Charlie White and Meryl Davis, with their coach Marina Zueva, celebrate their U.S. title last month in Boston. (Matthew Stockman / Getty Images)
Sochi, Russia -- At the start of the mass migration of Russian professionals to North American in 1991, Marina Zueva, a figure skating coach and choreographer of considerable note, joined in.
At the Red Army Sports Club, her reputation for combining athleticism with prodigious artistry, the heart and soul of figure skating, was well-established.
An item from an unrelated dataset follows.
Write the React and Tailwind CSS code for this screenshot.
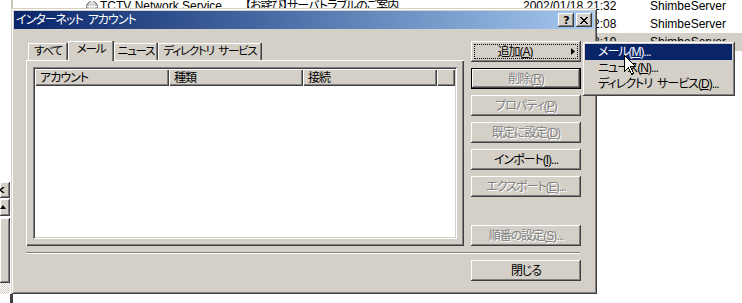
import React from 'react';

const ui = "font-['Liberation_Sans','Noto_Sans_CJK_JP',sans-serif] [font-feature-settings:'palt']";
const bevel = 'shadow-[inset_-1px_-1px_0_#404040,inset_1px_1px_0_#ffffff,inset_-2px_-2px_0_#808080,inset_2px_2px_0_#d4d0c8]';
const bevelDefault = 'shadow-[inset_0_0_0_1px_#000000,inset_-2px_-2px_0_#404040,inset_2px_2px_0_#ffffff,inset_-3px_-3px_0_#808080,inset_3px_3px_0_#d4d0c8]';

const Btn = ({ children, disabled, isDefault, focused, arrow, className = '' }) => (
  <div
    className={`relative flex h-[21px] w-[110px] shrink-0 items-center justify-center whitespace-nowrap bg-[#d4d0c8] text-[12px] leading-none ${
      isDefault ? bevelDefault : bevel
    } ${disabled ? 'text-[#808080] [text-shadow:1px_1px_0_#ffffff]' : 'text-black'} ${arrow ? 'pr-[22px]' : ''} ${className}`}
  >
    {focused && <div className="absolute inset-[3px] border border-dotted border-black" />}
    <span>{children}</span>
    {arrow && (
      <svg className="absolute right-[6px] top-[7px]" width="4" height="7" viewBox="0 0 4 7">
        <path d="M0 0 L4 3.5 L0 7 Z" fill="#000" />
      </svg>
    )}
  </div>
);

const Tab = ({ label, active, w }) => (
  <div
    className={`flex items-center justify-center whitespace-nowrap bg-[#d4d0c8] text-[11.5px] tracking-[-1.2px] text-black shadow-[inset_-1px_0_0_#404040,inset_-2px_0_0_#808080,inset_1px_1px_0_#ffffff] ${
      active ? 'relative z-10 mb-[-1px] h-[20px] pb-[2px]' : 'h-[17px]'
    } ${w}`}
  >
    {label}
  </div>
);

const HeaderCell = ({ label, w }) => (
  <div
    className={`flex h-full items-center pl-[5px] text-[12px] text-black shadow-[inset_1px_1px_0_#ffffff,inset_-1px_-1px_0_#404040,inset_-2px_-2px_0_#808080] ${w}`}
  >
    {label}
  </div>
);

const Row = ({ subject, date, from, selected, icon }) => (
  <div className={`flex h-[18px] items-center text-[12px] text-black ${selected ? 'bg-[#d4d0c8]' : ''}`}>
    <div className="w-[73px]" />
    <div className="flex w-[14px] items-center">
      {icon && (
        <svg width="12" height="11" viewBox="0 0 12 11">
          <ellipse cx="6" cy="5.5" rx="5.5" ry="5" fill="#b8b8b8" stroke="#6f6f6f" strokeWidth="1" />
          <path d="M1 5.5 H11 M6 0.5 V10.5" stroke="#ffffff" strokeWidth="1" />
          <ellipse cx="6" cy="5.5" rx="2.4" ry="5" fill="none" stroke="#ffffff" strokeWidth="1" />
        </svg>
      )}
    </div>
    <div className="w-[145px] whitespace-nowrap">TCTV Network Service</div>
    <div className="w-[278px] whitespace-nowrap tracking-[-1px]">{subject}</div>
    <div className="w-[127px] whitespace-nowrap">{date}</div>
    <div className="whitespace-nowrap">{from}</div>
  </div>
);

export default function App() {
  return (
    <div className={`relative h-[303px] w-[742px] overflow-hidden bg-white ${ui}`}>
      {/* background mail list */}
      <div className="absolute left-[13px] right-0 top-[-3px] flex flex-col">
        <Row icon subject="【お詫び】サーバトラブルのご案内" date="2002/01/18 21:32" from="ShimbeServer" />
        <Row subject="【ご案内】メンテナンスのお知らせ" date="2002/01/18 22:08" from="ShimbeServer" />
        <Row selected subject="【ご案内】サービス再開のお知らせ" date="2002/01/18 22:19" from="ShimbeServer" />
      </div>

      {/* background left pane */}
      <div className="absolute left-0 top-0 flex h-full w-[13px] flex-col">
        <div className="h-[182px] w-full border-r-2 border-[#c8c4bc] bg-white" />
        <div className={`relative h-[16px] w-[10px] bg-[#d4d0c8] ${bevel}`}>
          <svg className="absolute left-0 top-[5px]" width="5" height="6" viewBox="0 0 5 6">
            <path d="M4 0 L0 3 L4 6" stroke="#000" strokeWidth="1.5" fill="none" />
          </svg>
        </div>
        <div className={`relative mt-[1px] h-[17px] w-[10px] bg-[#d4d0c8] ${bevel}`}>
          <svg className="absolute left-0 top-[6px]" width="6" height="4" viewBox="0 0 6 4">
            <path d="M0 4 L3 0 L6 4 Z" fill="#000" />
          </svg>
        </div>
        <div className={`mt-[2px] h-[65px] w-[10px] bg-[#d4d0c8] ${bevel}`} />
        <div className="h-[11px] w-[10px] bg-[repeating-conic-gradient(#d4d0c8_0_25%,#ffffff_0_50%)] bg-[length:2px_2px]" />
        <div className="flex-1 border-r-[3px] border-[#404040] bg-white" />
      </div>

      {/* dialog */}
      <div className="absolute left-[11px] top-[8px] flex h-[286px] w-[586px] flex-col bg-[#d4d0c8] p-[3px] tracking-[-1px] shadow-[inset_1px_1px_0_#d4d0c8,inset_-1px_-1px_0_#404040,inset_2px_2px_0_#ffffff,inset_-2px_-2px_0_#808080]">
        <div className="flex h-[18px] items-center bg-linear-to-r from-[#0a246a] to-[#a6caf0] pl-[2px] pr-[2px]">
          <span className="whitespace-nowrap text-[12px] leading-none text-white">インターネット{'\u2002'}アカウント</span>
          <div className="ml-auto flex gap-[2px]">
            <div className={`flex h-[14px] w-[16px] items-center justify-center bg-[#d4d0c8] ${bevel}`}>
              <span className="font-['DejaVu_Sans',sans-serif] text-[11px] leading-none font-bold text-black">?</span>
            </div>
            <div className={`flex h-[14px] w-[16px] items-center justify-center bg-[#d4d0c8] ${bevel}`}>
              <svg width="8" height="7" viewBox="0 0 8 7" shapeRendering="crispEdges">
                <path d="M0.5 0 L7.5 7 M7.5 0 L0.5 7" stroke="#000" strokeWidth="1.8" />
              </svg>
            </div>
          </div>
        </div>

        <div className="flex flex-col pl-[12px] pt-[12px]">
          <div className="flex gap-[7px]">
            <div className="flex w-[438px] flex-col">
              <div className="flex h-[19px] items-end pl-[2px]">
                <Tab label="すべて" w="w-[40px]" />
                <Tab label="メール" w="w-[46px]" active />
                <Tab label="ニュース" w="w-[44px]" />
                <Tab label={`ディレクトリ\u2002サービス`} w="w-[104px]" />
              </div>
              <div className="h-[186px] p-[7px] shadow-[inset_1px_1px_0_#ffffff,inset_-1px_-1px_0_#404040,inset_-2px_-2px_0_#808080]">
                <div className="flex h-[172px] flex-col p-[2px] shadow-[inset_1px_1px_0_#808080,inset_-1px_-1px_0_#ffffff,inset_2px_2px_0_#404040,inset_-2px_-2px_0_#d4d0c8]">
                  <div className="flex h-[17px] bg-[#d4d0c8]">
                    <HeaderCell label="アカウント" w="w-[134px]" />
                    <HeaderCell label="種類" w="w-[134px]" />
                    <HeaderCell label="接続" w="w-[134px]" />
                    <HeaderCell label="" w="flex-1" />
                  </div>
                  <div className="flex-1 bg-white" />
                </div>
              </div>
            </div>

            <div className="flex h-[205px] w-[110px] flex-col gap-[6px]">
              <Btn focused arrow>追加(<u>A</u>)</Btn>
              <Btn disabled isDefault>削除(<u>R</u>)</Btn>
              <Btn disabled>プロパティ(<u>P</u>)</Btn>
              <Btn disabled>既定に設定(<u>D</u>)</Btn>
              <Btn>インポート(<u>I</u>)...</Btn>
              <Btn disabled>エクスポート(<u>E</u>)...</Btn>
              <Btn disabled className="mt-auto">順番の設定(<u>S</u>)...</Btn>
            </div>
          </div>

          <div className="mt-[6px] h-[2px] w-[554px] border-t border-b border-t-[#808080] border-b-white" />

          <div className="mt-[6px] flex w-[555px] justify-end">
            <Btn>閉じる</Btn>
          </div>
        </div>
      </div>

      {/* popup menu */}
      <div className="absolute left-[582px] top-[41px] flex h-[55px] w-[153px] flex-col bg-[#d4d0c8] p-[3px] tracking-[-1px] shadow-[inset_1px_1px_0_#d4d0c8,inset_-1px_-1px_0_#404040,inset_2px_2px_0_#ffffff,inset_-2px_-2px_0_#808080]">
        <div className="flex h-[16px] items-center whitespace-nowrap bg-[#0a246a] pl-[13px] text-[12px] leading-none text-white">
          メール(<u>M</u>)...
        </div>
        <div className="flex h-[16px] items-center whitespace-nowrap pl-[13px] text-[12px] leading-none text-black">
          ニュース(<u>N</u>)...
        </div>
        <div className="flex h-[16px] items-center whitespace-nowrap pl-[13px] text-[12px] leading-none text-black">
          ディレクトリ{'\u2002'}サービス(<u>D</u>)...
        </div>
      </div>

      {/* mouse cursor */}
      <svg className="absolute left-[624px] top-[55px]" width="12" height="20" viewBox="0 0 12 20" shapeRendering="crispEdges">
        <path d="M0.5 0.5 L0.5 16.5 L4.5 12.5 L7.5 19.5 L9.5 18.5 L6.5 11.5 L11.5 11.5 Z" fill="#fff" stroke="#000" strokeWidth="1" />
      </svg>
    </div>
  );
}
Among her pupils were the great Ekaterina Gordeeva and Sergei Grinkov, the two-time Olympic champions and four time world champions.
After a brief stop in Ottawa, Zueva landed in the figure skating mecca of Metro Detroit, coaching and choreographing programs.
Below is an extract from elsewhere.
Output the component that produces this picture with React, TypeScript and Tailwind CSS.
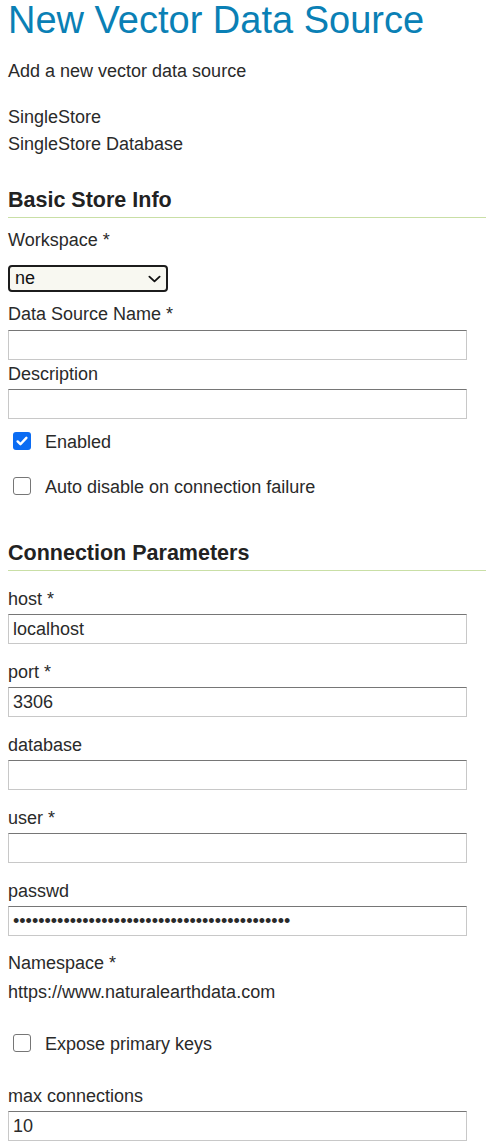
const fieldLabel = "block h-[27px] pt-[1px]";
const inputBox =
  "block h-[30px] w-[459px] border border-[#c8c8c8] border-t-[#767676] bg-white px-[4px] text-[18px] leading-[28px] text-[#2a2a2a] outline-none";

function Field({
  label,
  value = "",
  type = "text",
}: {
  label: string;
  value?: string;
  type?: string;
}) {
  return (
    <div className="mt-[14px]">
      <label className={fieldLabel}>{label}</label>
      <input
        type={type}
        defaultValue={value}
        readOnly
        className={`${inputBox} mt-[2px]`}
      />
    </div>
  );
}

function Check({
  label,
  checked = false,
  className = "",
}: {
  label: string;
  checked?: boolean;
  className?: string;
}) {
  return (
    <div className={`flex h-[27px] items-start ${className}`}>
      {checked ? (
        <span className="ml-[5px] mt-[3px] flex h-[18px] w-[18px] items-center justify-center rounded-[3px] bg-[#0b6cf3]">
          <svg viewBox="0 0 16 16" className="h-[14px] w-[14px]" aria-hidden="true">
            <path
              d="M3 8.5l3.2 3.2L13 4.4"
              fill="none"
              stroke="#fff"
              strokeWidth="2.8"
              strokeLinecap="round"
              strokeLinejoin="round"
            />
          </svg>
        </span>
      ) : (
        <span className="ml-[5px] mt-[3px] block h-[18px] w-[18px] rounded-[3px] border-[1.5px] border-[#767676] bg-white" />
      )}
      <span className="ml-[14px]">{label}</span>
    </div>
  );
}

export default function App() {
  return (
    <div
      className="min-h-[1144px] bg-white pl-[8px] text-[18px] leading-[27px] text-[#2a2a2a]"
      style={{ fontFamily: '"Liberation Sans", Arial, sans-serif' }}
    >
      <h1 className="h-[40px] text-[38px] leading-[40px] font-normal text-[#0a80b5]">
        New Vector Data Source
      </h1>

      <p className="mt-[17px] h-[27px] pt-[1px]">Add a new vector data source</p>

      <div className="mt-[19px]">
        <p className="h-[27px] pt-[1px]">SingleStore</p>
        <p className="h-[27px] pt-[1px]">SingleStore Database</p>
      </div>

      <h2 className="mt-[31px] border-b border-[#c9dfa6] pb-[5px] text-[21.5px] leading-[24px] font-bold text-[#222]">
        Basic Store Info
      </h2>

      <label className={`${fieldLabel} mt-[8px]`}>Workspace *</label>
      <div className="mt-[12px] flex h-[27px] w-[160px] items-center justify-between rounded-[4px] border-2 border-[#1c1c1c] bg-[#f8f8f1] pl-[5px] pr-[5px]">
        <span className="leading-[23px] text-[#111]">ne</span>
        <svg viewBox="0 0 14 8" className="h-[8px] w-[13px]" aria-hidden="true">
          <path
            d="M1.5 1.5L7 6.5l5.5-5"
            fill="none"
            stroke="#111"
            strokeWidth="2"
            strokeLinecap="round"
            strokeLinejoin="round"
          />
        </svg>
      </div>

      <label className={`${fieldLabel} mt-[8px]`}>Data Source Name *</label>
      <input readOnly defaultValue="" className={`${inputBox} mt-[3px]`} />

      <label className={fieldLabel}>Description</label>
      <input readOnly defaultValue="" className={`${inputBox} mt-[2px]`} />

      <Check label="Enabled" checked className="mt-[10px]" />
      <Check label="Auto disable on connection failure" className="mt-[18px]" />

      <h2 className="mt-[40px] border-b border-[#c9dfa6] pb-[5px] text-[21.5px] leading-[24px] font-bold text-[#222]">
        Connection Parameters
      </h2>

      <Field label="host *" value="localhost" />
      <Field label="port *" value="3306" />
      <Field label="database" />
      <Field label="user *" />
      <Field
        label="passwd"
        type="password"
        value="geoserverpasswordgeoserverpasswordgeoservers"
      />

      <label className={`${fieldLabel} mt-[13px]`}>Namespace *</label>
      <p className="mt-[2px] h-[27px] pt-[1px]">https://www.naturalearthdata.com</p>

      <Check label="Expose primary keys" className="mt-[26px]" />

      <label className={`${fieldLabel} mt-[24px]`}>max connections</label>
      <input readOnly defaultValue="10" className={`${inputBox} mt-[2px]`} />
    </div>
  );
}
Two decades after her arrival, her pupils read like a Who’s Who list: reigning world ice dance champions Meryl White and Charlie Davis, Olympic champion ice dancers Tessa Virtue and Scott Moir, and the retired three-time four continents champions Tanith Belbin and Benjamin Agosto.
With at least five other pupils skating at the 2014 Sochi Games — Maia and Alex Shibutani, who could compete for a bronze in ice dancing; Madison Chock and Evan Bates; and Gracie Gold, a promising young 19-year-old who may return the thrill to American women’s figure skating — Zueva is one of the great coaches working anywhere in the world.
“When I teach in Russia, I was already different,” she said of her style and the old Soviet system that produced magnificent, majestic figure skaters.
“First of all, just a lifestyle. My life idea is doing the thing I do with love.
“And my first students also, that situation helped me to build that more, my idea of life,” she said of Gordeeva and the late Grinkov, who suffered a massive heart attack in 1994 training in New Jersey for an ice show.
As she mentions his name, Zueva’s voice cracks.
“I work with them first like age 11 and age 14 and built their career up to Olympic medals, and also professional competition,” she said.
“As coach, to begin like that, and the first experience of coaching goes to gold medal, it made me feel like, ‘Oh, I’m doing right, just to love what I’m doing, love my students and just to create beauty on ice.’”
The passion was alive then, and is now. And while there was a legacy of training championship figure skaters in Metro Detroit when Zueva and her former partner Igor Shpilband arrived, they not only reinvigorated the scene, they made it thrive.
Molding a winner
It is the association with Zueva that, along with their considerable intelligence and hard work, helped put Davis and White over the top.
In the case of two of her star pupils, the love is reciprocated.
“One of the really special things about Marina is that she’s not just coaching us athletically, but she’s also really great at the details, the nuances, the really kind of artistic moments in the program,” said Davis who, with her partner of 17 years, skates for the gold Sunday and Monday at the Iceberg Skating Palace.
“So much of the day is focused on training the program, being in the best physical shape we can possibly be. But we certainly spend a lot of time focusing on the nuances to bring the program up to a new level as well.”
White said that a key to their success is consistency in all things, including their year-round training with Zueva at the Arctic Figure Skating Club in Canton.
Asked if their training changed at all as the Games neared, given that their chief competitors — and friends — Virtue and Moir train under Zueva at the same rink, White said it never could be so.
“No, no changes in that regard,” he said. “We’re all pretty much on a similar training program to what we have been for our whole careers together. I wouldn’t expect that to change.”
'My heart of love'
Zueva was a huge loss for Russia.
“When I came to North America, it was different,” she said. “A free country compared to Russia, is how it was.
“And it was not exactly the style of coaching I was used to, just similar. In Russia coaches different, I can tell you, their style. But of course I bring my knowledge of what I started, my experience.
“I always think when a student comes to me, first of all, they come to learn from me, to have a good atmosphere.
“I mean to help. My heart of love, right?”
Zueva said the looks of disappointment on the faces of her skaters across the years when they do not skate well in competition continually drives that point home.
The sport and coaching and designing programs are her love. But the skaters want to excel.
“And I knew it,” she said. “I saw it after competition. I was really sorry when they were so disappointed with results. And, of course, I feel it is my job to make them happy even after competition, and to have success with results.
“That’s a combination that makes me drive, to just go.”